Sunday, July 25, 2010

Not collaborating is a power trip or we just don't know how ?

I've been thinking about why people don't collaborate and specifically collaborate in the sense of sharing information. I remember from a research project in the early 80s on the use and value of groupware, that back then we had tools that enabled people to share information just like we do today with wikis, blogs, Twitter or even simple email today. Back in 1983 or so, I was talking with a representative in IT at the Air Force and someone there said that people don't share information because "information is power" and sharing means giving up that power. It means giving up one's perceived competitive advantage. Like -- how can you teach something if everyone knows it or how can you be an analyst if everyone knows about what you are talking about? Nothing new between then and today although perhaps that power means a bit more in the Air Force than elsewhere.

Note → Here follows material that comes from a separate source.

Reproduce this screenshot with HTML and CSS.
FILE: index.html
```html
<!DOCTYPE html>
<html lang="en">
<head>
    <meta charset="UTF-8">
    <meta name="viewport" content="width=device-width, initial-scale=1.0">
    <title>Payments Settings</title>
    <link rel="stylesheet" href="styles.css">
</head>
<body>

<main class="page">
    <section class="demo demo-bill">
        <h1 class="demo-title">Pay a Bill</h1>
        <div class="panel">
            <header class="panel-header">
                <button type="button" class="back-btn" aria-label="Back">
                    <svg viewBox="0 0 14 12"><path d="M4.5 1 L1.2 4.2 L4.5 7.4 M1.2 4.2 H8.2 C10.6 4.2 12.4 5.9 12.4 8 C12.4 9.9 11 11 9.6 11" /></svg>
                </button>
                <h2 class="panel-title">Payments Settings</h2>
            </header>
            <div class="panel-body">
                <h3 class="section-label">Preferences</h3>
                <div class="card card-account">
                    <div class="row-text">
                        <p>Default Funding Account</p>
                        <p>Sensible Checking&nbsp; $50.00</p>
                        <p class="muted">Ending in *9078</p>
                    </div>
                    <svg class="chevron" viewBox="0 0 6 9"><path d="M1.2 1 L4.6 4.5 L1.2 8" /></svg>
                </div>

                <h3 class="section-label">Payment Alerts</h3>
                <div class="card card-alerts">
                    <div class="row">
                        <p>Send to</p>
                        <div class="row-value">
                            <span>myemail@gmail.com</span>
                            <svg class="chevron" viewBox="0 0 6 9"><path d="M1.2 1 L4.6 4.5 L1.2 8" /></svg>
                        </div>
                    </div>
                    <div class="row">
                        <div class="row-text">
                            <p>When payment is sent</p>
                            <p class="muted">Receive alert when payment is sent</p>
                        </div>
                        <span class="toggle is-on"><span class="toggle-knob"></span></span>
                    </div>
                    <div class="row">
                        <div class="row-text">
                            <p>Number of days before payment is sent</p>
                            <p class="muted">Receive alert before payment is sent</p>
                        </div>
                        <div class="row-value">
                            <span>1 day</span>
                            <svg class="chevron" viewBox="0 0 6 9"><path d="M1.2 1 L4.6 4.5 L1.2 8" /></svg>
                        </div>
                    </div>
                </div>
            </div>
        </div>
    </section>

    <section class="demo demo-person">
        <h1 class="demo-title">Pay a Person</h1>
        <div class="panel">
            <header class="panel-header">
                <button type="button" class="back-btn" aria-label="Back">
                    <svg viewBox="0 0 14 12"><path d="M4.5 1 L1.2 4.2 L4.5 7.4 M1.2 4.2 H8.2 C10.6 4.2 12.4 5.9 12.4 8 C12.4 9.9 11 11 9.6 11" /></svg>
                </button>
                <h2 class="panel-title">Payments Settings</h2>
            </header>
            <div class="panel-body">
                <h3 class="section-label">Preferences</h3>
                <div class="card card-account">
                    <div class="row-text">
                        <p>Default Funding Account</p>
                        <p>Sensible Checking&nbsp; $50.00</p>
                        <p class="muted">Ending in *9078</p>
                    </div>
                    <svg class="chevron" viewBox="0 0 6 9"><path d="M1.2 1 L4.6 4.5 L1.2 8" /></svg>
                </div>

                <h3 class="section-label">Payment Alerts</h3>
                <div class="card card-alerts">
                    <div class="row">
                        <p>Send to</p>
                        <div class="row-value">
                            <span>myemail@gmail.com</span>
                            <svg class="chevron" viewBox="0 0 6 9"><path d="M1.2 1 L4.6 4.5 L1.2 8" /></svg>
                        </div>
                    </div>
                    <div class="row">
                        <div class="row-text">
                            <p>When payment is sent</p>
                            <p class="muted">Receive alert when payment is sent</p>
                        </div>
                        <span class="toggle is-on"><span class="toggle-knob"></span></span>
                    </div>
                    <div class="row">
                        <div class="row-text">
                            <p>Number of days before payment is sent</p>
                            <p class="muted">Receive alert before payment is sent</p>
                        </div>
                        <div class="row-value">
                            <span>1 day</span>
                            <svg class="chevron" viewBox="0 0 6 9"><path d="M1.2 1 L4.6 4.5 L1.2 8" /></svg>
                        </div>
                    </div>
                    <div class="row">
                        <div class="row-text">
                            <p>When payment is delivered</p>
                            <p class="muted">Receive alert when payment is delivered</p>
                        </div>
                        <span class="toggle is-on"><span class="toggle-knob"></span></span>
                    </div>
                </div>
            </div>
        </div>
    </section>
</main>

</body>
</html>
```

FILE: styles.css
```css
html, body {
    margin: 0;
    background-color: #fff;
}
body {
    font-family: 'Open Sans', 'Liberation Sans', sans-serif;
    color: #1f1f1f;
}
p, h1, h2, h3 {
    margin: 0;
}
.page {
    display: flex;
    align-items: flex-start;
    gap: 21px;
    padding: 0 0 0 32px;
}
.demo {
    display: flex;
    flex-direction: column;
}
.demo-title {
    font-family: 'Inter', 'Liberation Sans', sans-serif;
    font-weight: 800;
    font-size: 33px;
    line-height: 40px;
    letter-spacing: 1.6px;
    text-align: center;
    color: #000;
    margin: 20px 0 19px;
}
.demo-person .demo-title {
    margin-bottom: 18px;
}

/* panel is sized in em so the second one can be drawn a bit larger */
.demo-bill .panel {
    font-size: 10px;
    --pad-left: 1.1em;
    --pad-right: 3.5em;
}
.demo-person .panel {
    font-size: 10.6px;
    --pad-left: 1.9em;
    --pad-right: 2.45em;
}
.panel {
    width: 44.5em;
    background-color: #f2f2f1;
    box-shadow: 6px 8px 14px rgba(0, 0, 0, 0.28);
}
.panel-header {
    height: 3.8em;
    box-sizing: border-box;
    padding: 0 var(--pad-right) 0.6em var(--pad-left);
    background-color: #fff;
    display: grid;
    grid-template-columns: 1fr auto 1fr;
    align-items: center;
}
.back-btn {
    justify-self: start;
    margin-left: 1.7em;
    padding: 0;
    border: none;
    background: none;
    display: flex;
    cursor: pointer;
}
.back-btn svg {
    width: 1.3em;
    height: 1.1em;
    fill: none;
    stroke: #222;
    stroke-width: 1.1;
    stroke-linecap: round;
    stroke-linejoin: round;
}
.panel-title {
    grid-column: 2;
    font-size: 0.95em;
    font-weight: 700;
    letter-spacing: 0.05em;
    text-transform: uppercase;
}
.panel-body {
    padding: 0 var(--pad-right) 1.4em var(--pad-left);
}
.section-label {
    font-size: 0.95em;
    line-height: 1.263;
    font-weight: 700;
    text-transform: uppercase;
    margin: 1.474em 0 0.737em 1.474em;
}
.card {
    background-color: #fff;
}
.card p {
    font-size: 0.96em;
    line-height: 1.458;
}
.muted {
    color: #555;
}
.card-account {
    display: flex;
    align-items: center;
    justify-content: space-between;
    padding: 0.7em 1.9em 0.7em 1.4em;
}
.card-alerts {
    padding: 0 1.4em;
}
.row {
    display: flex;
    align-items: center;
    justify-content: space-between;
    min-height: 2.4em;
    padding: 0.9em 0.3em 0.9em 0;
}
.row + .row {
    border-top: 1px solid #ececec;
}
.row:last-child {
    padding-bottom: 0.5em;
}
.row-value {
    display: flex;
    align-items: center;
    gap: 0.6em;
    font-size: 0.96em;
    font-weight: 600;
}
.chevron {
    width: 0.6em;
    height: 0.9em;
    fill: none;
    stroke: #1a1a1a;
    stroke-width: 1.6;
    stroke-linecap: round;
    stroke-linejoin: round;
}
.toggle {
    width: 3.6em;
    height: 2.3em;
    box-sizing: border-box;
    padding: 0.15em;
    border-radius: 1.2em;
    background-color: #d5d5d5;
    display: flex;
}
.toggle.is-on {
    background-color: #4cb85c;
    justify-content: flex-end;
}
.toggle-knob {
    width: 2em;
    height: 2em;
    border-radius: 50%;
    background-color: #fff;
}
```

But I think not sharing information is also because people don't know how to and they get no reward for sharing information. At the Air Force in the 80's, there was no pay for performing information sharing...after all, pay is a matter of grade level. And using something like Lotus Notes as a repository was not all that intuitive to use anyway. Today, sharing information still takes time with most of our social media solutions. Simple example: my quilting buddies don't know that they can actually provide a url about how someone does a technique like how to mitre corners and instead will download an entire YouTube video and then send that huge file. Or in my work where to really be an effective collaborator, one should not only share a file that may have valuable information but also explain why it is important to entice people to actually read the file. And, who has the time for that? Or for people to share information in repositories of customer information, they need to report news, site visit notes, conference attendee notes all the time and it it's not easy to do, people just won't do it.

Organizations have to pay in some way to reward people for sharing and make that part of the value system and recognize it in performance reviews. But people too need to realize that sharing information is pretty powerful not just for the organization but for themselves too. It shows you care to help your colleagues, and we all want to be caring individuals. It shows you know enough to realize the value of the information you are sharing and to articulate that value for othrs.

So, I encourage all of us to take the step from the individual's perspective and start sharing just for the value it will bring to you. Learn how to use social media as a collaboration tool. We can work on having organizations pay for collaborative actions later.